A: "Do you think it is going to rain?"

B: (looking at the clouds) "Yes"

Neta's variation on it seems less so:

A: "Why do you think it is going to rain?"

B: (looking at the clouds) "The sky is darkening."

I invite the reader to try each of these questions on an unprimed speaker of English. I hypothesize that the first will seem more normal than the second. To make the second question seem natural it is necessary to interpret it as saying: "Why, do you think, is it going to rain?". But on this reading the question can be construed literally as a request for your not-necessarily knowledgeable perspective on the rain's causes. This points again to a role for the knowledge norm in the explanation of this phenomenon, and so it points to an explanation that is given by a theory of conversational practice, and not, as Neta would have it, by a theory of a posteriori first-person epistemology.

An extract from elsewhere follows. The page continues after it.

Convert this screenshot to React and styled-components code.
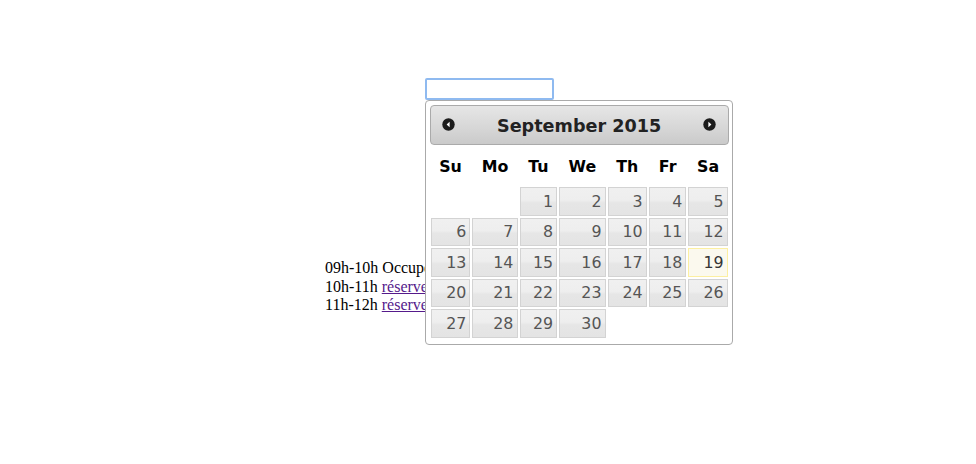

With face-to-face research currently in abeyance owing to pandemic-containment measures, it seems likely that some researchers in the sciences of mind will be considering their disciplines' theoretical foundations, and so looking again at the work of their philosophical neighbours. This book belongs to an area of enquiry that was once a busy site of such interdisciplinary exchange. Should any of these neighbouring researchers buy this expensive book, they will find it to contain a wide variety of arguments, many of which make genuine contributions to our best-informed enquiries into the explanation of thought. Those arguments are expressed in philosophy's peculiar idiom, and with rather a large number of typographical errors (some of which may be a real impediment to understanding: the captions of the figures on p. 265 are switched, and say the opposite of what they should, while the caption for the figure on p. 113 says 'green' when it means 'red'). These off-putting features are superficial. It is to be hoped that they do not prevent the ideas in this book from being seen in the several different interdisciplinary contexts that give them their full significance.